Hirakazu Kore-eda’s Still Walking is a masterpiece, perhaps the only one on display at Tribeca, but you’ll get to hear more about that in August.
On the doc side, the two strongest pieces I saw were Cropsey, which I wrote about last week, and Transcendent Man, which I covered over on the Filmmaker Blog. The most fun I had, however, was certainly the Thursday night screening of Jeffrey Levy-Hinte’s Soul Power. Using footage of the 1974 Kinshasa concert that was initially shot for Leon Gast’s Rumble in the Jungle documentary When We Were Kings, Soul Power shows in great detail and brisk humor how the concert, which couldn’t be postponed after the delay of the legendary Ali/Forman fight, was a central gathering of some of America’s most luminous musical and cultural figures, including The Greatest. This is a sparkling concert doc, immediately thrust up there with the all-time greats like Stop Making Sense and Gimme Shelter, and a wonderful companion piece to the late Gast’s Oscar winner.
Although I preferred Nicole Opper’s Off and Running (read my take at Cinema Echo Chamber), her wistful and touching portrait of the rocky coming-of-age that a black teen, raised by white Jewish lesbians, suffers and triumphs over in Brooklyn, Best New York Documentary winner Partly Private, by Danae Elon, which concerns one couple’s struggle with the ethical implications of having two boys circumcised, was a worthy recipient. Elon, a relatively secular person who nonetheless identifies as culturally Jewish, travels the world investigating the ancient practice in the midst of her back-to-back pregnancies, finding more and more to make her skeptical and alarmed by her more traditional husband’s desires to have their children’s foreskins removed.
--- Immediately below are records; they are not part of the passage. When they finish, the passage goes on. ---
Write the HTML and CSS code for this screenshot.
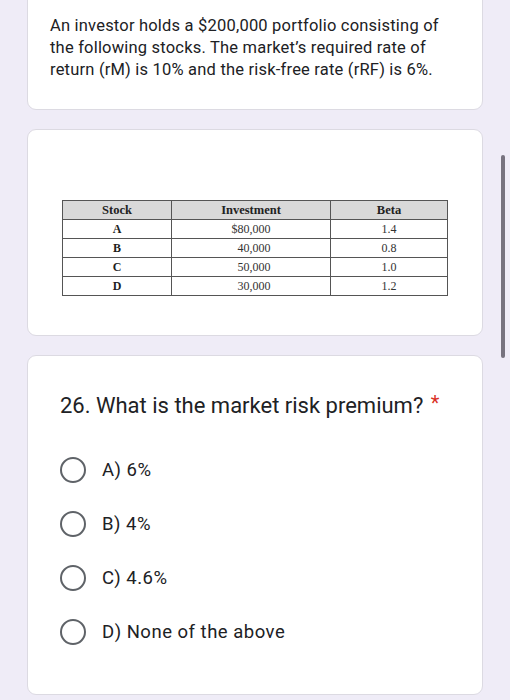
FILE: index.html
```html
<!DOCTYPE html>
<html>
<head>
<meta charset="utf-8">
<link rel="stylesheet" href="styles.css">
</head>
<body>
<div class="page">
  <div class="card card-intro">
    <p class="intro">An investor holds a $200,000 portfolio consisting of<br>the following stocks. The market’s required rate of<br>return (rM) is 10% and the risk-free rate (rRF) is 6%.</p>
  </div>
  <div class="card card-table">
    <table class="stocks">
      <thead>
        <tr><th class="c1">Stock</th><th class="c2">Investment</th><th class="c3">Beta</th></tr>
      </thead>
      <tbody>
        <tr><td class="b">A</td><td>$80,000</td><td>1.4</td></tr>
        <tr><td class="b">B</td><td><span class="pad">40,000</span></td><td>0.8</td></tr>
        <tr><td class="b">C</td><td><span class="pad">50,000</span></td><td>1.0</td></tr>
        <tr><td class="b">D</td><td><span class="pad">30,000</span></td><td>1.2</td></tr>
      </tbody>
    </table>
  </div>
  <div class="card card-question">
    <h2 class="question">26. What is the market risk premium? <span class="req">*</span></h2>
    <div class="options">
      <div class="option"><span class="radio"></span><span class="label">A) 6%</span></div>
      <div class="option"><span class="radio"></span><span class="label">B) 4%</span></div>
      <div class="option"><span class="radio"></span><span class="label">C) 4.6%</span></div>
      <div class="option"><span class="radio"></span><span class="label">D) None of the above</span></div>
    </div>
  </div>
</div>
<div class="scrollbar"></div>
</body>
</html>
```
FILE: styles.css
```css
html, body {
  margin: 0;
  padding: 0;
  background: #efecf7;
  height: 700px;
  overflow: hidden;
}
body {
  font-family: Roboto, "Noto Sans", sans-serif;
  color: #202124;
  position: relative;
}
.page {
  margin-top: -11px;
  padding-left: 27px;
  width: 456px;
  display: flex;
  flex-direction: column;
  gap: 19px;
}
.card {
  background: #ffffff;
  border: 1px solid #dcdae2;
  border-radius: 9px;
}
.card-intro {
  padding: 25px 20px 28px 22px;
}
.intro {
  margin: 0;
  font-size: 16.5px;
  line-height: 22px;
  letter-spacing: 0.2px;
  white-space: nowrap;
}
.card-table {
  padding: 70px 34px 39px 34px;
}
.stocks {
  border-collapse: collapse;
  width: 386px;
  font-family: "Liberation Serif", "Times New Roman", serif;
  font-size: 12px;
  color: #222;
  border: 1.5px solid #555;
}
.stocks th, .stocks td {
  border: 1px solid #555;
  height: 18px;
  padding: 0;
  text-align: center;
  line-height: 17px;
}
.stocks th {
  background: #d9d9d9;
  font-weight: bold;
  font-size: 12.5px;
}
.stocks .c1 { width: 108px; }
.stocks .c2 { width: 158px; }
.stocks td { color: #333; }
.stocks td.b { font-weight: bold; color: #1e1e1e; }
.pad { padding-left: 6px; }
.card-question {
  padding: 33px 32px 35px 32px;
}
.question {
  margin: 0;
  font-weight: 400;
  font-size: 22px;
  line-height: 28px;
  letter-spacing: 0px;
}
.req {
  color: #d93025;
  font-size: 20px;
  vertical-align: 3px;
  margin-left: 2px;
}
.options {
  margin-top: 23px;
  display: flex;
  flex-direction: column;
}
.option {
  height: 54px;
  display: flex;
  align-items: center;
  gap: 16px;
}
.radio {
  width: 26px;
  height: 26px;
  box-sizing: border-box;
  border: 2.5px solid #5f6368;
  border-radius: 50%;
  flex: none;
}
.label {
  font-size: 18.5px;
  line-height: 22px;
  letter-spacing: 0.5px;
}
.scrollbar {
  position: absolute;
  left: 501px;
  top: 155px;
  width: 4px;
  height: 203px;
  border-radius: 2px;
  background: #77737f;
}
```
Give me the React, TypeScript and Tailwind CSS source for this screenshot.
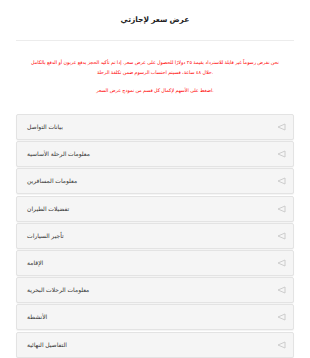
const sections = [
  'بيانات التواصل',
  'معلومات الرحلة الأساسية',
  'معلومات المسافرين',
  'تفضيلات الطيران',
  'تأجير السيارات',
  'الإقامة',
  'معلومات الرحلات البحرية',
  'الأنشطة',
  'التفاصيل النهائية',
];

function Arrow() {
  return (
    <svg width="9" height="8" viewBox="0 0 9 8" className="shrink-0">
      <path d="M8 1 L1 4 L8 7 Z" fill="none" stroke="#c8c8c8" strokeWidth="0.9" strokeLinejoin="round" />
    </svg>
  );
}

export default function App() {
  return (
    <div
      className="min-h-[358px] w-full bg-white"
      style={{ fontFamily: '"Liberation Sans", "DejaVu Sans", Arial, sans-serif' }}
    >
      <div className="mx-4 border-b border-[#ececec] pt-[14px] pb-[14px]">
        <h1 className="text-center text-[7.5px] font-bold leading-[12px] text-[#222]">
          عرض سعر لإجازتي
        </h1>
      </div>

      <div className="mx-[10px] mt-[17px] text-center text-[4.8px] leading-[10px] text-[#f00]">
        <p className="whitespace-nowrap">
          نحن نفرض رسوماً غير قابلة للاسترداد بقيمة ٢٥ دولارًا للحصول على عرض سعر. إذا تم تأكيد الحجز بدفع عربون أو الدفع بالكامل
          <br />
          خلال ٤٨ ساعة، فسيتم احتساب الرسوم ضمن تكلفة الرحلة.
        </p>
        <p className="mt-[8px]">اضغط على الأسهم لإكمال كل قسم من نموذج عرض السعر.</p>
      </div>

      <div className="mx-4 mt-[18px] flex flex-col gap-[1.2px]">
        {sections.map((s) => (
          <div
            key={s}
            className="flex h-[26px] items-center justify-between rounded-[2px] border border-[#e3e3e3] bg-[#f5f5f5] pl-[10px] pr-[7px] shadow-[0_1px_1px_rgba(0,0,0,0.05)]"
          >
            <span className="text-[6px] leading-[10px] text-[#333]">{s}</span>
            <Arrow />
          </div>
        ))}
      </div>
    </div>
  );
}
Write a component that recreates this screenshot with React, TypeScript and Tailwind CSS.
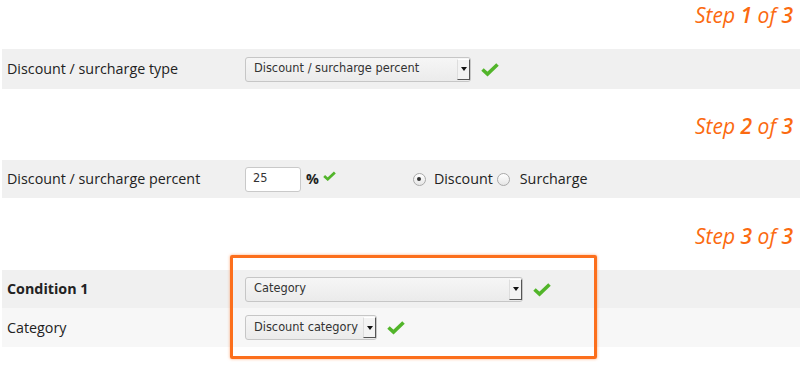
import React from "react";

const Check = ({ small = false }: { small?: boolean }) =>
  small ? (
    <svg width="13" height="10" viewBox="0 0 18 14" className="block">
      <path d="M1.5 7 L6.5 11.5 L16.5 2" stroke="#52b52a" strokeWidth="3.8" fill="none" />
    </svg>
  ) : (
    <svg width="18" height="15" viewBox="0 0 18 14" className="block">
      <path d="M1.5 7 L6.5 11.5 L16.5 2" stroke="#52b52a" strokeWidth="3.6" fill="none" />
    </svg>
  );

const Select = ({ text, w }: { text: string; w: string }) => (
  <div
    className={`${w} flex h-[25px] items-stretch rounded-[3px] border border-[#c6c6c6] bg-gradient-to-b from-[#f6f6f6] to-[#ebebeb] pl-[8px] text-[11.4px] text-[#333]`}
    style={{ fontFamily: '"DejaVu Sans", sans-serif' }}
  >
    <div className="flex flex-1 items-center whitespace-nowrap overflow-hidden">{text}</div>
    <div className="my-[1px] flex w-[13px] items-center justify-center border-b-[1.5px] border-r-[1.5px] border-l border-t border-b-[#555] border-r-[#555] border-l-[#ddd] border-t-[#fff] bg-[#f3f3f3]">
      <svg width="6" height="4" viewBox="0 0 6 4">
        <path d="M0 0 L6 0 L3 4 Z" fill="#111" />
      </svg>
    </div>
  </div>
);

const Step = ({ n, mt }: { n: number; mt: string }) => (
  <div
    className={`${mt} mb-[22px] flex h-[24px] items-center justify-end pr-[7px] text-[21px] italic leading-[24px] text-[#fb6a10]`}
    style={{ fontFamily: '"Open Sans", sans-serif' }}
  >
    <span>Step&nbsp;</span>
    <span className="font-semibold">{n}</span>
    <span>&nbsp;of&nbsp;</span>
    <span className="font-semibold">3</span>
  </div>
);

const Radio = ({ checked }: { checked: boolean }) => (
  <span className="flex h-[13px] w-[13px] items-center justify-center rounded-full border border-[#a9a9a9] bg-gradient-to-b from-[#fff] to-[#e6e6e6]">
    {checked && <span className="h-[4px] w-[4px] rounded-full bg-[#333]" />}
  </span>
);

export default function App() {
  return (
    <div
      className="relative h-[368px] w-[800px] overflow-hidden bg-white text-[14.3px] text-[#222]"
      style={{ fontFamily: '"Open Sans", sans-serif' }}
    >
      <Step n={1} mt="mt-[3px]" />
      <div className="ml-[2px] flex h-[40px] items-center bg-[#f0f0f0]">
        <div className="w-[243px] pl-[5px]">Discount / surcharge type</div>
        <Select text="Discount / surcharge percent" w="w-[226px]" />
        <div className="ml-[10px]">
          <Check />
        </div>
      </div>

      <Step n={2} mt="mt-[25px]" />
      <div className="ml-[2px] flex h-[38px] items-center bg-[#f0f0f0]">
        <div className="w-[243px] pl-[5px]">Discount / surcharge percent</div>
        <div
          className="flex h-[25px] w-[56px] items-center rounded-[3px] border border-[#c9c9c9] bg-white pl-[7px] text-[11.4px] text-[#333]"
          style={{ fontFamily: '"DejaVu Sans", sans-serif' }}
        >
          25
        </div>
        <span className="ml-[5px] font-bold">%</span>
        <span className="ml-[4px] -mt-[6px]">
          <Check small />
        </span>
        <span className="ml-[77px] flex items-center">
          <Radio checked />
        </span>
        <span className="ml-[8px]">Discount</span>
        <span className="ml-[4px] flex items-center">
          <Radio checked={false} />
        </span>
        <span className="ml-[10px]">Surcharge</span>
      </div>

      <Step n={3} mt="mt-[26px]" />
      <div className="ml-[2px] flex h-[38px] items-center bg-[#f0f0f0]">
        <div className="w-[243px] pl-[5px] font-bold">Condition 1</div>
        <Select text="Category" w="w-[278px]" />
        <div className="ml-[10px]">
          <Check />
        </div>
      </div>
      <div className="ml-[2px] flex h-[39px] items-center bg-[#f7f7f7]">
        <div className="w-[243px] pl-[5px]">Category</div>
        <Select text="Discount category" w="w-[132px]" />
        <div className="ml-[10px]">
          <Check />
        </div>
      </div>

      <div className="pointer-events-none absolute left-[230px] top-[255px] h-[104px] w-[367px] rounded-[2px] border-[3px] border-[#fc6f1c] shadow-[0_0_3px_rgba(252,111,28,0.6)]" />
    </div>
  );
}
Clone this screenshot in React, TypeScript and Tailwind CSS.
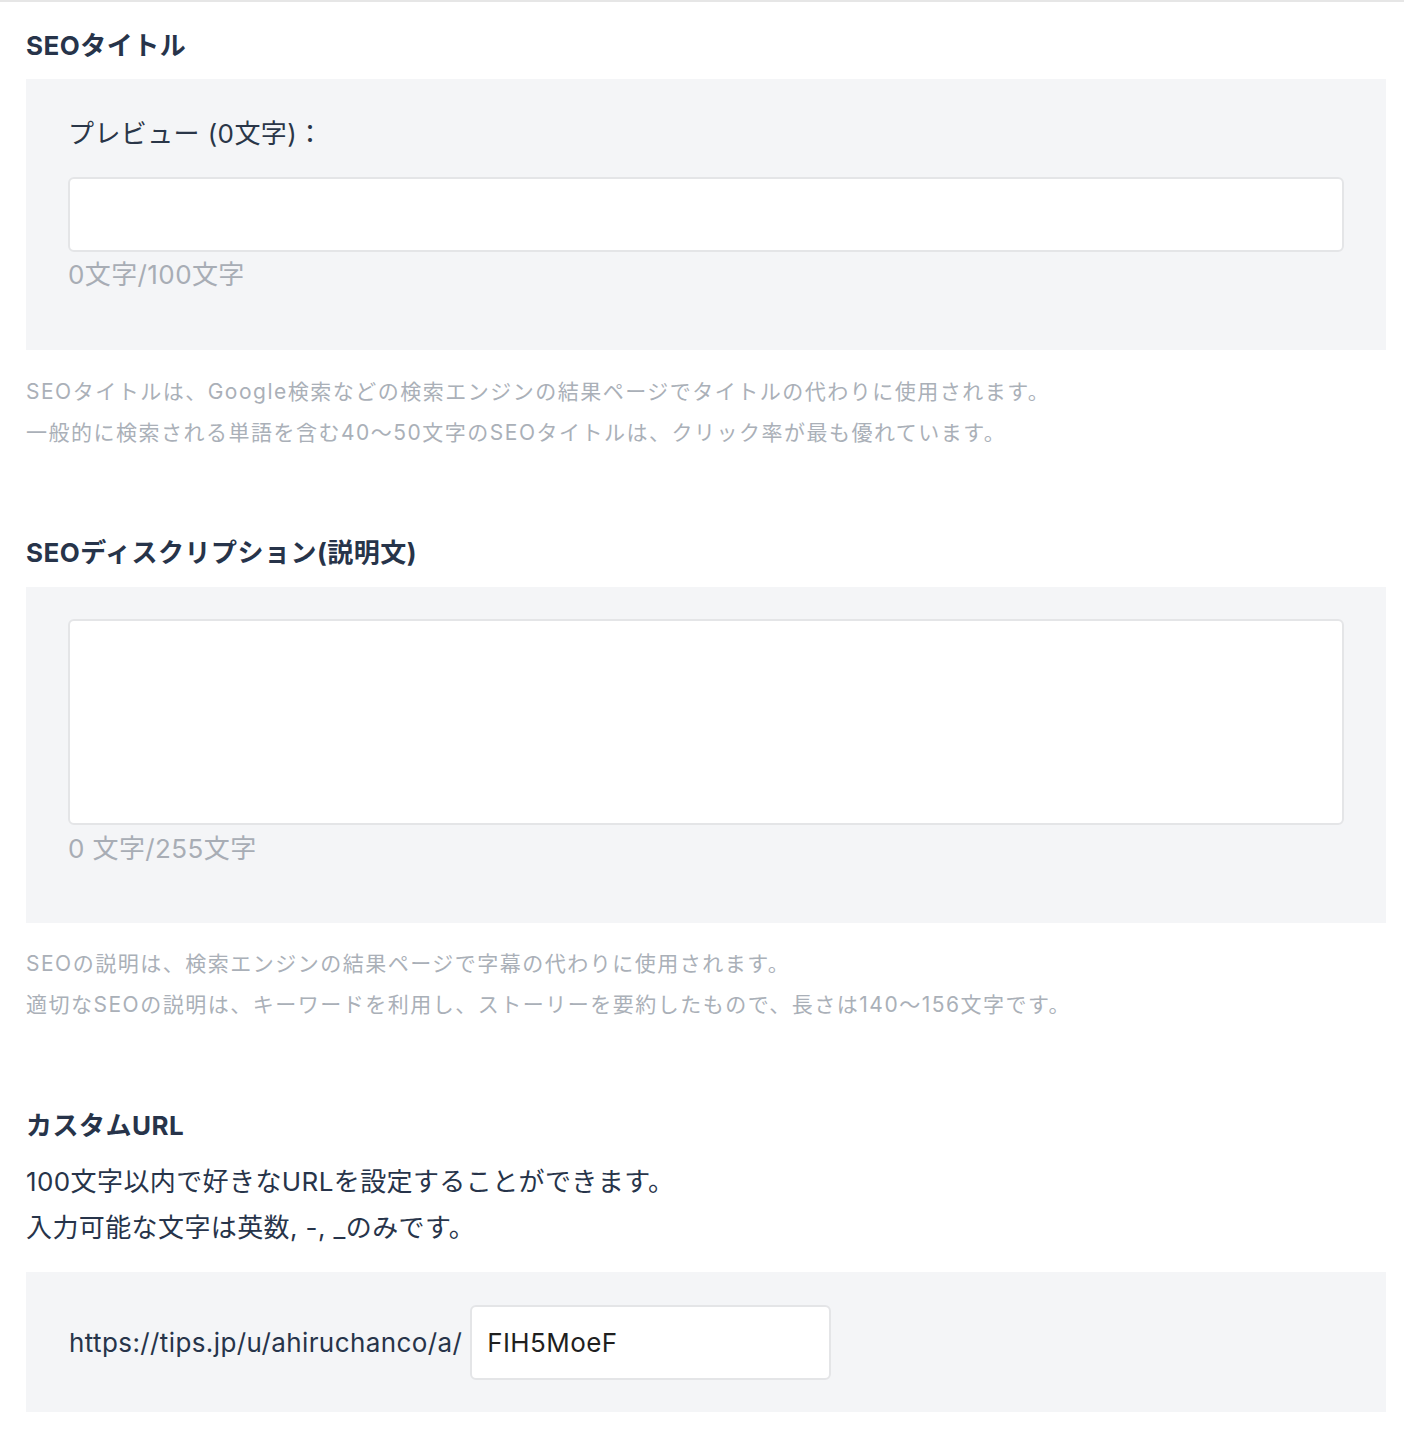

Lastly, Tribeca has garnered a reputation as a great place for experimental docs and shorts; this year was no disappointment. Although a projector malfunction caused me to miss most of the Human Landscapes shorts block, which featured new work by Avant-Garde greats like Ken Jacobs and Paula Gaitan, I did catch Gustav Deutsch’s feature-length found footage film FILM IST. A girl & a gun and was largely enthralled by this erotic, color tinted reconstruction. Using large swaths of silent films (the director claims he viewed 2500 different movies in order to find material for the picture) and dozens of archived sex films from the Kinsey Institute, most from the early years of the 20th century, Deutsch repurposes them into a dreamy, hypnotic narrative involving nuclear annihilation and many peculiar forms of titillation.